Electricity Definitions: A Little Workplace Knowledge Can Go A Long Way
Electricity is the flow of electrons (electric current) through a substance (conductor) from one object to another. Electricity can be Direct Current (DC) or Alternating Current (AC). DC is usually used for small appliances and in batteries. AC is produced by a rotating alternator and causes an oscillation of the electrons instead of a flow.
Current: the symbol is “I” and it is measured in amps or amperes. There are 1000 amperes in 1 amp.
Volts: the symbol is “V” is the electrical pressure, or sometimes referred to as the potential difference.

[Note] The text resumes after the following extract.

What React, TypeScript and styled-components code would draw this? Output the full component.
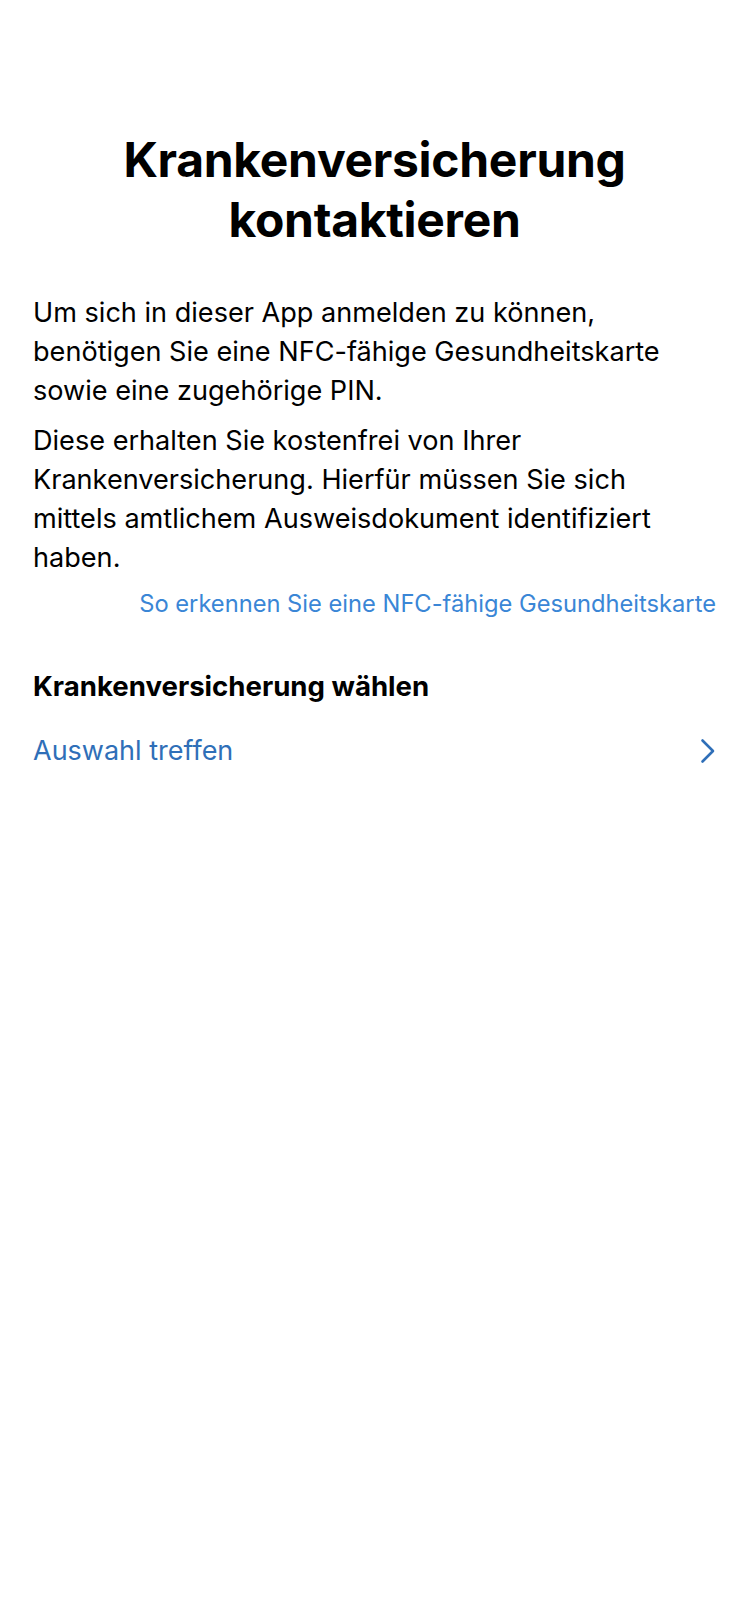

Resistance: the symbol is “R” and it is ability of the conductor to allow electricity to flow through it. Examples: rubber is a poor conductor. Metals, such as copper, are good conductors. Resistance is referred to as ohms.
Ohm's law states that: V (volts) = I (current/amps) x R (resistance) / ohms).
Power: the symbol is “P” and it is the wattage, or watts.
P(watts) = V X I
Short circuit: this is when the electrical flow takes a short cut. For example, a frayed wire touches another part of the appliance and takes the shortest route to its destination. This can be a cause of appliance fire, and electrocution.
Static electricity: the build up of electrons on a material with good insulation. Once something comes in contact with the static electricity it will move to that object. In some cases, if there are flammable gasses in the area there could be an ignition. Lighting is a natural form of static electricity.
Fuses: small tubes, with a wire connecting one end to the other, which will melt if too much current tries to passes through it. Designed to protect appliances, not people, from a power surge.
Circuit breaker: similar concept to a fuse, but it is a switch which can be easily reset. Again, designed to protect appliances, not people.
Residual Current Devices (RCD): designed to protect people. They will stop the flow of electricity much quicker if it senses an excess flow.
Reduced low voltage systems: a method of reducing the voltage that a device uses. Very common with hand power tools.
Double insulation: using two independent layers to insulate conductors to reduce chance of electrocution.